Saturday 21 July 2012

briefly from Athens

I left Patra beneath an afternoon drama of rotors and sun-choking smoke, wildfires tearing across its mountain backdrop. Twenty miles East in Agio I stopped at a fire station  and joined the shift for five o'clock jobs frappucinos outside the engine house. They were scheduled for midnight reliefs at the Patra job (45 pumps, 7 helicopters) and were stood down, relaxing until then. It was pleasant whiling some time with them, noting all the samenesses, the occasional difference. Somebody recommended me a beach to sleep on, another produced a packet of apricots, my bicycle was inspected, approved, and I left happy and a little sad. There were two days of easy, sea-level road with headwinds cooling if not quite slowing, before I hit Athens' wall of concrete heat.

It feels like a hot, tatty London with here and there something very ancient. I hiked up a small mountain to St Elias' chapel together with an Indian and his Greek in-laws, enjoyed the sunset city panorama (Athens is huge) and later the dinner invitation. My hosts here, Maria and Polis, run the city's fledgling Salvation Army corps. I had hoped to now regale with heroic vignettes from my charitable efforts at the frontline of Greece's crisis. Alas the Army is still at a reconnaissance stage; targets and resources still being identified, premises not yet comandeered. After three months riding my bike around and meeting people, feeding on their goodwill, I'm feeling a bit spare and unsure of my function. It would be good, if only for me, to find the occasional voluntary situation to ease my balance of give and take. For all their regrettable qualities tourists are at least supposed to contribute to the economy, so it's funny how in certain circles (backpackers, myself) there is a parasitic tendency to equate travelling virtue with spending as little as possible. In Greece I've been trying to counter this, chiefly in restaurants. A peculiar trick to moralise my greed! But we enjoy it, the restauranteurs and I; the food is wonderful and I leave feeling somehow a little more justified after the daily offering, the daily gorging. I hear of a monastery on a peninsula somewhere around Thessaloniki where with the right permit (God is a stickler!) one can do penance in the vegetable gardens. That might be just the ticket after the few days I plan to spend in holiday gin on Paros next week.

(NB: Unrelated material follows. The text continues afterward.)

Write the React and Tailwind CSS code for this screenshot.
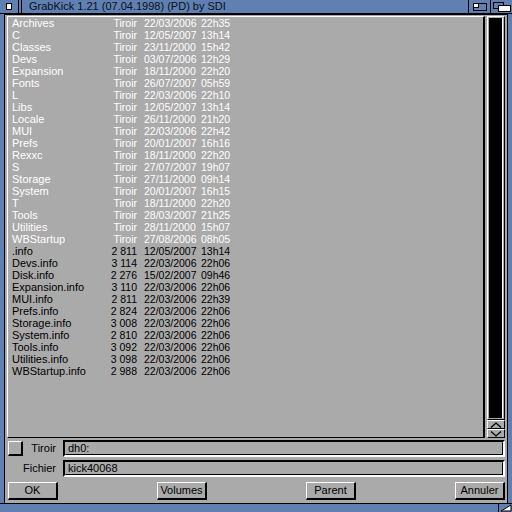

But for now I creep around Athens in the shadows, a conspicuous voyeur with my yellow hair and bicycle, looking for signs of crisis like Balkan bulletholes. Actually it looks like many other big cities to me - the familiar contrast between the recklessly rich and wretchedly poor just a little starker than usual; the city ghettos perhaps a little more visible. But compared to where? I didn't see Athens two years ago. Outside St Elias I had a conversation with an urban magazine photographer about the nature of crisis and, if optimism is too strong a word, the inevitability at least of hope. Maria and Polis talk about up to two million foreign illegals clinging desperately on amidst rising xenophobia from the city's six million Greeks many desperate themselves and, interested as I am, the conversation quickly wanes when there is nothing I can say.